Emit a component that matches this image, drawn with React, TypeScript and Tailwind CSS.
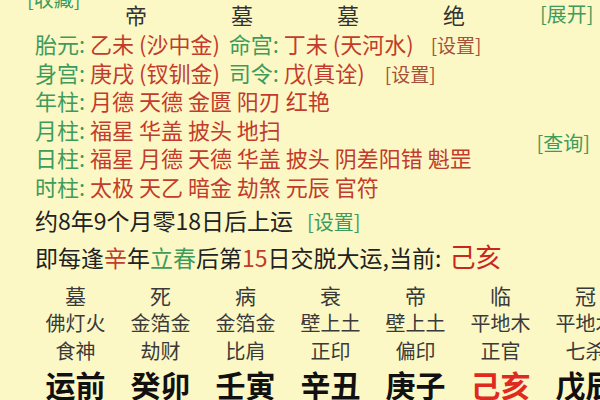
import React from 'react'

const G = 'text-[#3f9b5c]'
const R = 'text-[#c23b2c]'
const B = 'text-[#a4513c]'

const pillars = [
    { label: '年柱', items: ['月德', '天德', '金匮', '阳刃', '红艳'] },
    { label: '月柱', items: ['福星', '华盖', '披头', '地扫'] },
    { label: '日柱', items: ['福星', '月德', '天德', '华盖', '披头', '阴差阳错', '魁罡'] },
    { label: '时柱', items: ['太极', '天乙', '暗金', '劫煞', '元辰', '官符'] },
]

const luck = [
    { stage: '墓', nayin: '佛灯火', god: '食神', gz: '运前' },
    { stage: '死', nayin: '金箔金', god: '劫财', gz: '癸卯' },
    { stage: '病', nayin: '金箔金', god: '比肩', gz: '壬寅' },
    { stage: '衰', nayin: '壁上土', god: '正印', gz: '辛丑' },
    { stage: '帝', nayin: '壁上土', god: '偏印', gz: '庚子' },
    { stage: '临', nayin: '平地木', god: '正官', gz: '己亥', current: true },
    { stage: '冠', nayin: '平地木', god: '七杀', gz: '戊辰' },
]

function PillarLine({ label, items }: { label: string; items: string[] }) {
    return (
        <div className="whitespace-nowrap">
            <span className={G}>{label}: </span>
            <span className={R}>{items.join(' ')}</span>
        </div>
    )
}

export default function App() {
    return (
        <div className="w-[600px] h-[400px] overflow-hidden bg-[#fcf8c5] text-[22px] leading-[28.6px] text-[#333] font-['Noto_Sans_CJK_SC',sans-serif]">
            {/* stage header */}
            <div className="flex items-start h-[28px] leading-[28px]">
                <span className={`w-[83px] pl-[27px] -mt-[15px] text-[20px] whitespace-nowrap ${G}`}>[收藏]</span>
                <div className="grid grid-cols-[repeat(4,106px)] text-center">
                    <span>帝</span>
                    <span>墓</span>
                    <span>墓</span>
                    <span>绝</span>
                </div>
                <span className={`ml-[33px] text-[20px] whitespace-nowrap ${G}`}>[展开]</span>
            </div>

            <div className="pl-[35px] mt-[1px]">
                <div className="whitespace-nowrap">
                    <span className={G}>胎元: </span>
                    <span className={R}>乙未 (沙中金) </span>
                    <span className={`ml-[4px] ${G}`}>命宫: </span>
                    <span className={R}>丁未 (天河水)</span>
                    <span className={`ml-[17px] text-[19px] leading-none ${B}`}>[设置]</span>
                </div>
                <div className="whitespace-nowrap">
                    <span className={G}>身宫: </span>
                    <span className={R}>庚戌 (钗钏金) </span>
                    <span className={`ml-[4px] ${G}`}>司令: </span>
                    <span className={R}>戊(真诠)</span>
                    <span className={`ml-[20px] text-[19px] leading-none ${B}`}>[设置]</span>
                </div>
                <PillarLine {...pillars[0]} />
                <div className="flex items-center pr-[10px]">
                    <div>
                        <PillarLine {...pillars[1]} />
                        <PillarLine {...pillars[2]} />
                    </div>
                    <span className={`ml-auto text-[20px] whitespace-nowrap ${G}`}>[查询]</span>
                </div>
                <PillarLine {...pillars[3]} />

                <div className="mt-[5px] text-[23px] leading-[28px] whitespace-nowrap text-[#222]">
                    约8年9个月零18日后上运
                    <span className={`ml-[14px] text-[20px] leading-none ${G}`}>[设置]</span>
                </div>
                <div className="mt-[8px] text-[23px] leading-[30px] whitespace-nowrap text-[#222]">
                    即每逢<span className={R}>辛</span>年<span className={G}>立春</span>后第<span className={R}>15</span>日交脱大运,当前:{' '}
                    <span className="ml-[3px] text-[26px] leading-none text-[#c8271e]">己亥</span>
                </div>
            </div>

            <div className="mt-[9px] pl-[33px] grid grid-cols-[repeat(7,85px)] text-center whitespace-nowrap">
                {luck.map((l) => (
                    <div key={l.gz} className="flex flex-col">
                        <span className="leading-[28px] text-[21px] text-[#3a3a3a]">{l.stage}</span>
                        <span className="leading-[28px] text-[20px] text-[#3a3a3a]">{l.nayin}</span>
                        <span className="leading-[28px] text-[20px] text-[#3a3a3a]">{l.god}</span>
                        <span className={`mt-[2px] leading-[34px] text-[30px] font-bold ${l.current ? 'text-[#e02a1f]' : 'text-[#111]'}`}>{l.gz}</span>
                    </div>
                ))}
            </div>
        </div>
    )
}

▸ **Goal of the exercise**
Ignore the images and quote every line of the listing exactly.

▸ **Written answer**
Emit a component that matches this image, drawn with React, TypeScript and Tailwind CSS.
import React from 'react'

const G = 'text-[#3f9b5c]'
const R = 'text-[#c23b2c]'
const B = 'text-[#a4513c]'

const pillars = [
    { label: '年柱', items: ['月德', '天德', '金匮', '阳刃', '红艳'] },
    { label: '月柱', items: ['福星', '华盖', '披头', '地扫'] },
    { label: '日柱', items: ['福星', '月德', '天德', '华盖', '披头', '阴差阳错', '魁罡'] },
    { label: '时柱', items: ['太极', '天乙', '暗金', '劫煞', '元辰', '官符'] },
]

const luck = [
    { stage: '墓', nayin: '佛灯火', god: '食神', gz: '运前' },
    { stage: '死', nayin: '金箔金', god: '劫财', gz: '癸卯' },
    { stage: '病', nayin: '金箔金', god: '比肩', gz: '壬寅' },
    { stage: '衰', nayin: '壁上土', god: '正印', gz: '辛丑' },
    { stage: '帝', nayin: '壁上土', god: '偏印', gz: '庚子' },
    { stage: '临', nayin: '平地木', god: '正官', gz: '己亥', current: true },
    { stage: '冠', nayin: '平地木', god: '七杀', gz: '戊辰' },
]

function PillarLine({ label, items }: { label: string; items: string[] }) {
    return (
        <div className="whitespace-nowrap">
            <span className={G}>{label}: </span>
            <span className={R}>{items.join(' ')}</span>
        </div>
    )
}

export default function App() {
    return (
        <div className="w-[600px] h-[400px] overflow-hidden bg-[#fcf8c5] text-[22px] leading-[28.6px] text-[#333] font-['Noto_Sans_CJK_SC',sans-serif]">
            {/* stage header */}
            <div className="flex items-start h-[28px] leading-[28px]">
                <span className={`w-[83px] pl-[27px] -mt-[15px] text-[20px] whitespace-nowrap ${G}`}>[收藏]</span>
                <div className="grid grid-cols-[repeat(4,106px)] text-center">
                    <span>帝</span>
                    <span>墓</span>
                    <span>墓</span>
                    <span>绝</span>
                </div>
                <span className={`ml-[33px] text-[20px] whitespace-nowrap ${G}`}>[展开]</span>
            </div>

            <div className="pl-[35px] mt-[1px]">
                <div className="whitespace-nowrap">
                    <span className={G}>胎元: </span>
                    <span className={R}>乙未 (沙中金) </span>
                    <span className={`ml-[4px] ${G}`}>命宫: </span>
                    <span className={R}>丁未 (天河水)</span>
                    <span className={`ml-[17px] text-[19px] leading-none ${B}`}>[设置]</span>
                </div>
                <div className="whitespace-nowrap">
                    <span className={G}>身宫: </span>
                    <span className={R}>庚戌 (钗钏金) </span>
                    <span className={`ml-[4px] ${G}`}>司令: </span>
                    <span className={R}>戊(真诠)</span>
                    <span className={`ml-[20px] text-[19px] leading-none ${B}`}>[设置]</span>
                </div>
                <PillarLine {...pillars[0]} />
                <div className="flex items-center pr-[10px]">
                    <div>
                        <PillarLine {...pillars[1]} />
                        <PillarLine {...pillars[2]} />
                    </div>
                    <span className={`ml-auto text-[20px] whitespace-nowrap ${G}`}>[查询]</span>
                </div>
                <PillarLine {...pillars[3]} />

                <div className="mt-[5px] text-[23px] leading-[28px] whitespace-nowrap text-[#222]">
                    约8年9个月零18日后上运
                    <span className={`ml-[14px] text-[20px] leading-none ${G}`}>[设置]</span>
                </div>
                <div className="mt-[8px] text-[23px] leading-[30px] whitespace-nowrap text-[#222]">
                    即每逢<span className={R}>辛</span>年<span className={G}>立春</span>后第<span className={R}>15</span>日交脱大运,当前:{' '}
                    <span className="ml-[3px] text-[26px] leading-none text-[#c8271e]">己亥</span>
                </div>
            </div>

            <div className="mt-[9px] pl-[33px] grid grid-cols-[repeat(7,85px)] text-center whitespace-nowrap">
                {luck.map((l) => (
                    <div key={l.gz} className="flex flex-col">
                        <span className="leading-[28px] text-[21px] text-[#3a3a3a]">{l.stage}</span>
                        <span className="leading-[28px] text-[20px] text-[#3a3a3a]">{l.nayin}</span>
                        <span className="leading-[28px] text-[20px] text-[#3a3a3a]">{l.god}</span>
                        <span className={`mt-[2px] leading-[34px] text-[30px] font-bold ${l.current ? 'text-[#e02a1f]' : 'text-[#111]'}`}>{l.gz}</span>
                    </div>
                ))}
            </div>
        </div>
    )
}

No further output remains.